Maseda slept it off. That night, her father went out for dinner. Maseda ate with her grandmother, then took her Wellbutrin. Her grandmother took to a rocking chair to watch Wheel of Fortune.
“I even remember the time: 10:35 p.m. But I felt like I was in a dream,” Maseda said. “I had a profound sense of detachment to reality that night.”
Maseda went into to her father’s closet to get his pistol. Hiding it in a stack of mail, Maseda knelt down next to her abuela and embraced her one last time. “I love you,” she whispered.
“No you don’t,” she recalls her grandmother replying.
The words tore at Maseda. In a split second, as though still in a dream, the teenager lifted the gun and shot her grandmother once in the head. Maseda remembers her grandmother looking at peace, a trickle of blood dripping from her nose.
Panic instantly set in. Maseda called the police, but not before turning the gun on herself.
“She shot herself, claiming that a robber had broken into the house and shot her,” recalled her defense lawyer, Lorna Owens.
From there, it all gets fuzzy. But Maseda remembers her dog in the middle of the street staring as the paramedics drove her away in the ambulance.
Maseda soon confessed to North Miami police detectives. Had she gone to trial, Owens would have used an insanity defense, with the claim that the Wellbutrin had contributed to her bizarre behavior.
Instead, Maseda’s father — shattered but forgiving and not wanting to lose his daughter — blessed a plea deal of 10 years behind bars. She entered prison a scared girl.
It’s a place where your personal space is reduced to the top bunk in your cell. Sometimes you’re unlucky and don’t even have a room to escape the hell. You can’t cry because of preying eyes. Chaos reigns to distract from pain.
Not much of a student before prison, Maseda soon began to devour books, everything from the Bible to Anne Rice vampire novels. She also found friendship and eventually love with Diedre Hunt, who is serving a life term for murder.
Hunt urged Maseda to enroll in Art Spring, a creative arts program for inmates at Homestead Correctional.
“Alma was very quiet, very shy, very uncomfortable,” said Leslie Neal, the program’s longtime director. “As she was participating, she slowly came out of her shell.”
Maseda soon penned poems with names like “Lost Innocent,” “Beautiful Misery” and “Magician.”

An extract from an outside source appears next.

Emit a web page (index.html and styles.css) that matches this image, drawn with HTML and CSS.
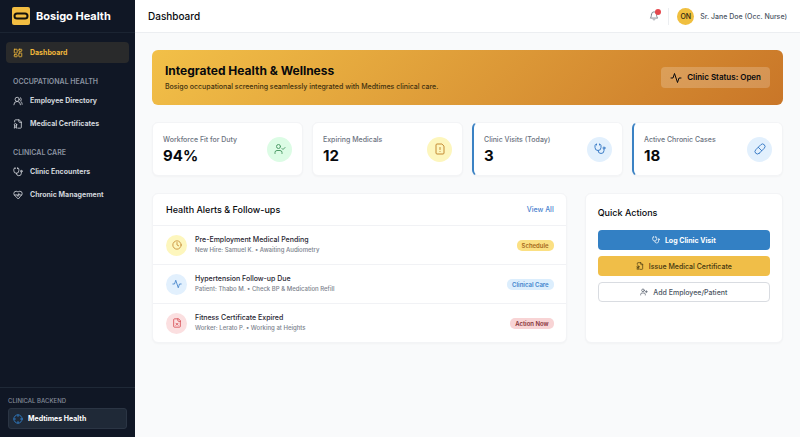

When she was released in November, she was overwhelmed with emotion when she walked back into the home where the shooting had happened.
But soon, Maseda called Owens. They agreed to have breakfast.
“She said, ‘I have something to show you.’ When she read her poetry to me, the hair on the back of my hand stood up,” Owens said. “They were dark. I found it troubling, but not in a bad way because it’s her story. It didn’t bother me. It was intriguing.”
Owens runs the Footprints Foundation, which works to empower at-risk women. She asked Maseda to read her poetry at Saturday’s literary brunch, which features Patricia Schultz, author of the best-selling1,000 Places to See Before You Die.
Also speaking: retired Miami-Dade Circuit Court Judge Barbara Levenson, who did not preside over Maseda’s case and now writes mystery novels.
One of the poems Maseda will read is called simply “Penitentiary.”
I’ve loved the best. I’ve befriended the worst. I’ve lost myself as well as found, what I’m made of upon this ground.
“This poem was definitely a cathartic experience. It showed me what I went through. It’s like the blood running through your veins,” Maseda said. “You don’t know what it looks like until you actually cut yourself and spill it on a page.”